'''

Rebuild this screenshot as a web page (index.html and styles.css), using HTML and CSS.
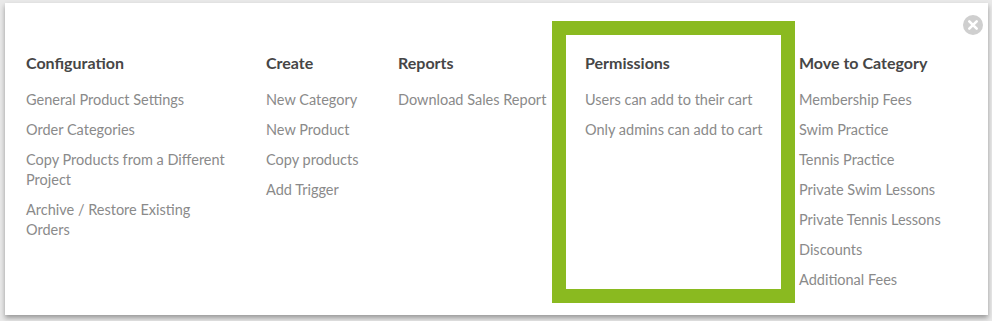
FILE: index.html
```html
<!DOCTYPE html>
<html lang="en">
<head>
  <meta charset="UTF-8">
  <title>Product Actions</title>
  <link rel="stylesheet" href="styles.css">
</head>
<body>

  <!-- Menu de ações -->
  <div class="painel">
    <button class="fechar" type="button" aria-label="Close">
      <svg width="20" height="20" viewBox="0 0 20 20">
        <circle cx="10" cy="10" r="10" fill="#cfcfcf"/>
        <path d="M6.3 6.3 L13.7 13.7 M13.7 6.3 L6.3 13.7" stroke="#fff" stroke-width="2.6" stroke-linecap="round"/>
      </svg>
    </button>

    <div class="colunas">
      <div class="coluna col-config">
        <h3>Configuration</h3>
        <a href="#">General Product Settings</a>
        <a href="#">Order Categories</a>
        <a href="#">Copy Products from a Different Project</a>
        <a href="#">Archive / Restore Existing Orders</a>
      </div>

      <div class="coluna col-create">
        <h3>Create</h3>
        <a href="#">New Category</a>
        <a href="#">New Product</a>
        <a href="#">Copy products</a>
        <a href="#">Add Trigger</a>
      </div>

      <div class="coluna col-reports">
        <h3>Reports</h3>
        <a href="#">Download Sales Report</a>
      </div>

      <div class="coluna col-permissoes">
        <h3>Permissions</h3>
        <a href="#">Users can add to their cart</a>
        <a href="#">Only admins can add to cart</a>
      </div>

      <div class="coluna col-mover">
        <h3>Move to Category</h3>
        <a href="#">Membership Fees</a>
        <a href="#">Swim Practice</a>
        <a href="#">Tennis Practice</a>
        <a href="#">Private Swim Lessons</a>
        <a href="#">Private Tennis Lessons</a>
        <a href="#">Discounts</a>
        <a href="#">Additional Fees</a>
      </div>
    </div>
  </div>

</body>
</html>
```

FILE: styles.css
```css
body {
  font-family: 'Lato', 'Open Sans', sans-serif;
  background: #e9e9e9;
  margin: 0;
  padding: 3px 4px 0 5px;
  height: 321px;
  box-sizing: border-box;
  overflow: hidden;
}

/* Painel branco do menu */
.painel {
  position: relative;
  background: #fff;
  padding: 50px 0 25px 16px;
  box-shadow: 0 3px 5px rgba(0, 0, 0, 0.35);
}

.fechar {
  position: absolute;
  top: 12px;
  right: 5px;
  padding: 0;
  border: none;
  background: none;
  cursor: pointer;
  line-height: 0;
}

.colunas {
  display: flex;
  align-items: stretch;
}

.coluna {
  display: flex;
  flex-direction: column;
  padding-left: 5px;
}

.coluna h3 {
  margin: 0 0 17px;
  font-size: 16px;
  line-height: 20px;
  font-weight: 700;
  color: #464646;
}

.coluna a {
  font-size: 14.5px;
  line-height: 20px;
  color: #8a8a8a;
  text-decoration: none;
  margin-bottom: 10px;
}

.coluna a:last-child {
  margin-bottom: 0;
}

.coluna a:hover {
  color: #555;
}

.col-config {
  width: 202px;
  margin-right: 33px;
}

.col-create {
  width: 127px;
}

.col-reports {
  width: 149px;
  margin-right: 5px;
}

/* Destaque verde em volta das permissões */
.col-permissoes {
  width: 196px;
  margin: -32px 0 -13px;
  padding: 18px 0 0 19px;
  border: 14px solid #8aba20;
}

.col-mover {
  padding-left: 4px;
}
```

'''

Determine how many lines contain the word "index" and reply with that number alone.

Solution: 2